• _DO THIS_
Any pictures should be left out; please print exactly the lines between the line with "Emit a component" and the line with "FaChevronLeft, FaDice, FaRegEdit", inclusive.

----------

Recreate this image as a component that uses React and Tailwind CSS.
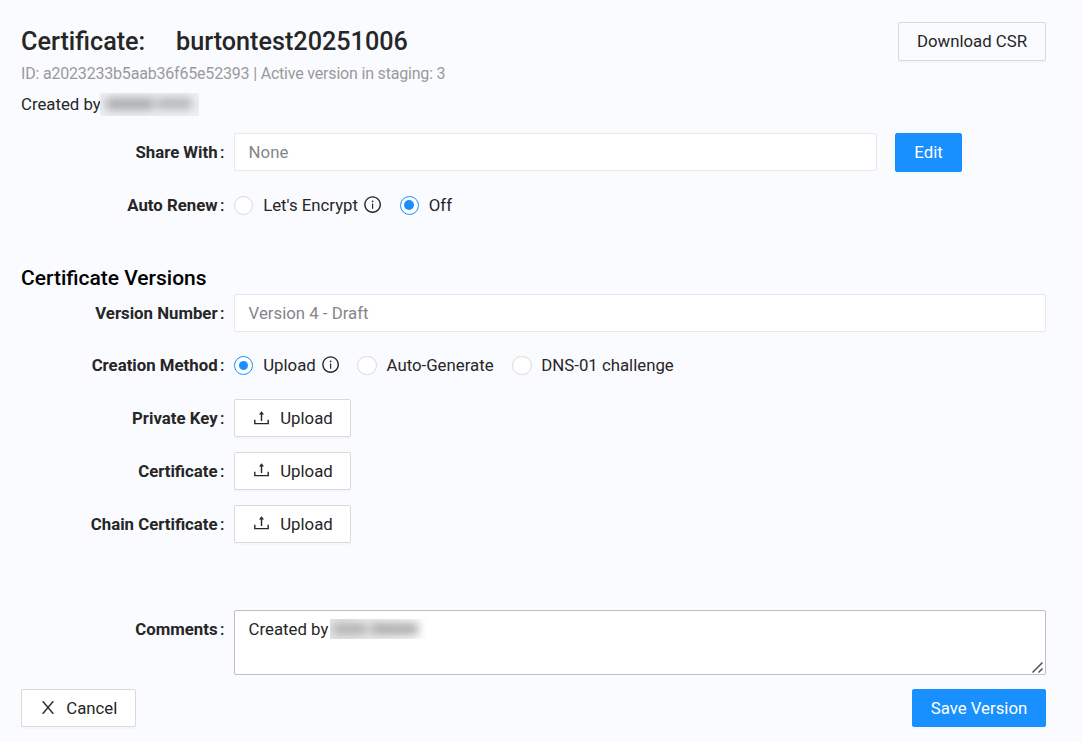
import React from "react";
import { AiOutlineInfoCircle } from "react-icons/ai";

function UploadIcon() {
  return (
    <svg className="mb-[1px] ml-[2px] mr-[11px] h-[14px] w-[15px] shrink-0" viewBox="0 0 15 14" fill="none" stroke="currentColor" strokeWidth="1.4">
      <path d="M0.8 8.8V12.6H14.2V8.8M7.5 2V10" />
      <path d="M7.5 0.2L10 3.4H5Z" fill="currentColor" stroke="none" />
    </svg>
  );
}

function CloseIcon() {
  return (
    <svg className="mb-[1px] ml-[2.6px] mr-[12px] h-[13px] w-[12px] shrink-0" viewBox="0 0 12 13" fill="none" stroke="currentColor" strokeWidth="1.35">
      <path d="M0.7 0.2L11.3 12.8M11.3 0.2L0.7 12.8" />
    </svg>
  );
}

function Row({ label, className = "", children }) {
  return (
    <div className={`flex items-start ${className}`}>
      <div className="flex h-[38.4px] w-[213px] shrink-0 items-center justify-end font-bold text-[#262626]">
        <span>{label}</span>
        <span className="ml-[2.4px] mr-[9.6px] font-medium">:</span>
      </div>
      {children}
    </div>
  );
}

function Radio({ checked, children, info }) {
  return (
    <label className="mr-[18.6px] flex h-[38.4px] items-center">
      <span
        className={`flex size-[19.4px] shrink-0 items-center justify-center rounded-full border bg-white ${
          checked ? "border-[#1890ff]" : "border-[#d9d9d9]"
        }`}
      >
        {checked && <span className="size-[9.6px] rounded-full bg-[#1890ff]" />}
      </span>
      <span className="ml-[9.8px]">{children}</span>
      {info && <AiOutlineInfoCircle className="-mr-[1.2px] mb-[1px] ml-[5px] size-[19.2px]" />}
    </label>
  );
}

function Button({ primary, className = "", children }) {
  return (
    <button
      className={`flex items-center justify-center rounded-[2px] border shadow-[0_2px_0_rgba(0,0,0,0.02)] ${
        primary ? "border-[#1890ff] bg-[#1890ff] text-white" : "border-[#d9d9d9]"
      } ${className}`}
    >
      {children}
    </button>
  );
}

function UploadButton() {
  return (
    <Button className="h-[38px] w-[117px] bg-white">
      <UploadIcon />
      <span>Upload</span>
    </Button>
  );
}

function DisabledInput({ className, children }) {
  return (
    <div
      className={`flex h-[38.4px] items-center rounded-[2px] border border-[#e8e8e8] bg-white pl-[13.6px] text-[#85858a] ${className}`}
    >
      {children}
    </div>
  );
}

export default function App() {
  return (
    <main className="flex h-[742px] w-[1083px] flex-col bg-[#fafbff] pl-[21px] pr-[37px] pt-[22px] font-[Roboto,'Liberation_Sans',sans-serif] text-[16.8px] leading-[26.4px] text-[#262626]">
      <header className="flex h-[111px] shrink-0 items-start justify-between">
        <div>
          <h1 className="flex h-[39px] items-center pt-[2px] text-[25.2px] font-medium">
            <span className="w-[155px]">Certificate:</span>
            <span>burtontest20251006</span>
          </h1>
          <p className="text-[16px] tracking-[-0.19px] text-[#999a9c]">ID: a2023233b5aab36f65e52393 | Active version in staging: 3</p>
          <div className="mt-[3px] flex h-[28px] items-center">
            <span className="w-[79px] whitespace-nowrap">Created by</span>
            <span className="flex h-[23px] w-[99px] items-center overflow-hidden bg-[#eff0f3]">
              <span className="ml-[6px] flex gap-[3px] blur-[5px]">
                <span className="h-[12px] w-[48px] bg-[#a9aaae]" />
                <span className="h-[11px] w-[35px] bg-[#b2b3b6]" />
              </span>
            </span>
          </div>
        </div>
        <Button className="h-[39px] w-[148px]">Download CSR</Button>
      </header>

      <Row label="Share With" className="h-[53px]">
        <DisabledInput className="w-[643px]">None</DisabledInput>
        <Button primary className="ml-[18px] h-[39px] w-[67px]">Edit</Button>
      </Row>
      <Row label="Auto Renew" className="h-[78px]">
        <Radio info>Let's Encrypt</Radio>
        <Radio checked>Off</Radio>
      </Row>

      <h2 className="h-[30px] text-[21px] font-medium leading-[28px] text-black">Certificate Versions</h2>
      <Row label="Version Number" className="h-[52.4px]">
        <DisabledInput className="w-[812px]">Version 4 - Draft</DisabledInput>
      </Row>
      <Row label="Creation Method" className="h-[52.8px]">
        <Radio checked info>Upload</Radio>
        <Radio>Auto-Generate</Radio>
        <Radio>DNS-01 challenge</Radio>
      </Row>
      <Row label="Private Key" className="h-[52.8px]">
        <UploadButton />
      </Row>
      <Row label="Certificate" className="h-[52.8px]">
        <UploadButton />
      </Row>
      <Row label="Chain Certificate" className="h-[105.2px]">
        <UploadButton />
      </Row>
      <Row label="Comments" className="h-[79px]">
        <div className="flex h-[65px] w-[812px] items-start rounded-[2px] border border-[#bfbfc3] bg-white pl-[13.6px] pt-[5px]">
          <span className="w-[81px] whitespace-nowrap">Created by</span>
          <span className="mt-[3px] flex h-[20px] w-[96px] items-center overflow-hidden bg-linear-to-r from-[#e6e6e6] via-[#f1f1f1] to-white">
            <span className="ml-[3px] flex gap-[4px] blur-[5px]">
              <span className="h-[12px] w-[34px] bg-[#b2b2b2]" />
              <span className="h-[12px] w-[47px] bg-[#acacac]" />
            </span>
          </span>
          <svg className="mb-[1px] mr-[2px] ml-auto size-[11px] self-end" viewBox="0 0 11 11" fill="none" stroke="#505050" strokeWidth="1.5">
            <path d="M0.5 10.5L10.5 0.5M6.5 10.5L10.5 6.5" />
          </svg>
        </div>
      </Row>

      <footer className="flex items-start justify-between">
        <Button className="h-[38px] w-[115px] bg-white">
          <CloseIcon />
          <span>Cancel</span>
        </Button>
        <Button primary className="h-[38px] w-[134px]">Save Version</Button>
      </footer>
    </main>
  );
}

----------

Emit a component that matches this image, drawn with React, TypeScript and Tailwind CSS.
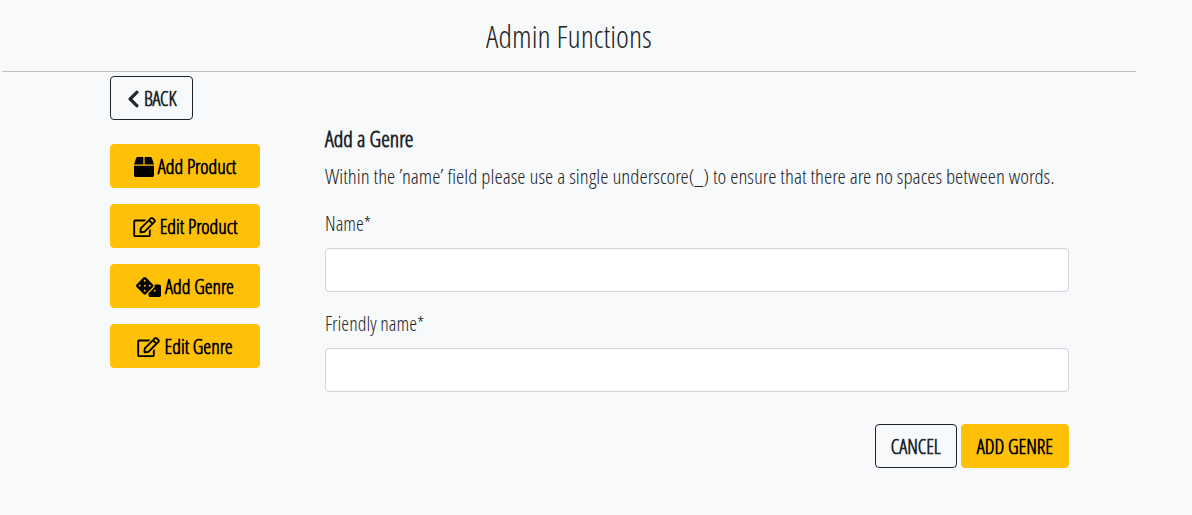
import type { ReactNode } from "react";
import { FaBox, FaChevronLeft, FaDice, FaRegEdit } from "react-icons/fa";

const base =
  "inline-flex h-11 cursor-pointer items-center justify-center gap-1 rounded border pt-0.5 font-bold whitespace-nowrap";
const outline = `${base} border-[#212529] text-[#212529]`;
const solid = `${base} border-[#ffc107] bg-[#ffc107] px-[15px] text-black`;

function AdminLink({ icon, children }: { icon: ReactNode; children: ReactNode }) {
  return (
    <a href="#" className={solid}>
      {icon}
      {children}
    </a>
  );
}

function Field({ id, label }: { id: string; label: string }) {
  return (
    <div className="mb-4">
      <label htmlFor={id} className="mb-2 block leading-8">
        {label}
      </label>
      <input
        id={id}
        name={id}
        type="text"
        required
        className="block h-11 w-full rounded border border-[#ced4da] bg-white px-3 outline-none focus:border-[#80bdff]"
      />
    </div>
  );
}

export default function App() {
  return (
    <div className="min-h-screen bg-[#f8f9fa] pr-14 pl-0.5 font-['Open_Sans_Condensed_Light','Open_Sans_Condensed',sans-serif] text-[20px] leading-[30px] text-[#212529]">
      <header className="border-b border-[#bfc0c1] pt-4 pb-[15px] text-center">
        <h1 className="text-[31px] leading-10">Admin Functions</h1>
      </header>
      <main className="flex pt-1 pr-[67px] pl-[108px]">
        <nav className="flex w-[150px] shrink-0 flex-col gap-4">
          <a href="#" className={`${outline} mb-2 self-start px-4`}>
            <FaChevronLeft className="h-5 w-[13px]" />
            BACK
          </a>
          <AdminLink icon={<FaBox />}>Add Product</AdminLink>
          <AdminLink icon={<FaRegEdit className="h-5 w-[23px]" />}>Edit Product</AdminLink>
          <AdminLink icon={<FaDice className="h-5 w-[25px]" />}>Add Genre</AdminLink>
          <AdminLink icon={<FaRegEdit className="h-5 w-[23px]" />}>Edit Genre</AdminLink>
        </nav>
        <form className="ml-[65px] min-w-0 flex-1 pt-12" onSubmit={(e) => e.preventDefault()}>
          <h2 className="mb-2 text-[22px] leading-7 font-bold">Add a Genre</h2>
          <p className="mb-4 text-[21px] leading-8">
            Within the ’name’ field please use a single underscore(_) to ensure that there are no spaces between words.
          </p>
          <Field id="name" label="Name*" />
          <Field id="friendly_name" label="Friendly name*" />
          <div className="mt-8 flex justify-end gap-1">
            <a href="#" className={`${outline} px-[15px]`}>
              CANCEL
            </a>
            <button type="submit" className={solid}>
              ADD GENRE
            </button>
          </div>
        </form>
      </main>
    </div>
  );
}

----------

• _CORRECT OUTPUT_
Emit a component that matches this image, drawn with React, TypeScript and Tailwind CSS.
import type { ReactNode } from "react";
import { FaBox, FaChevronLeft, FaDice, FaRegEdit } from "react-icons/fa";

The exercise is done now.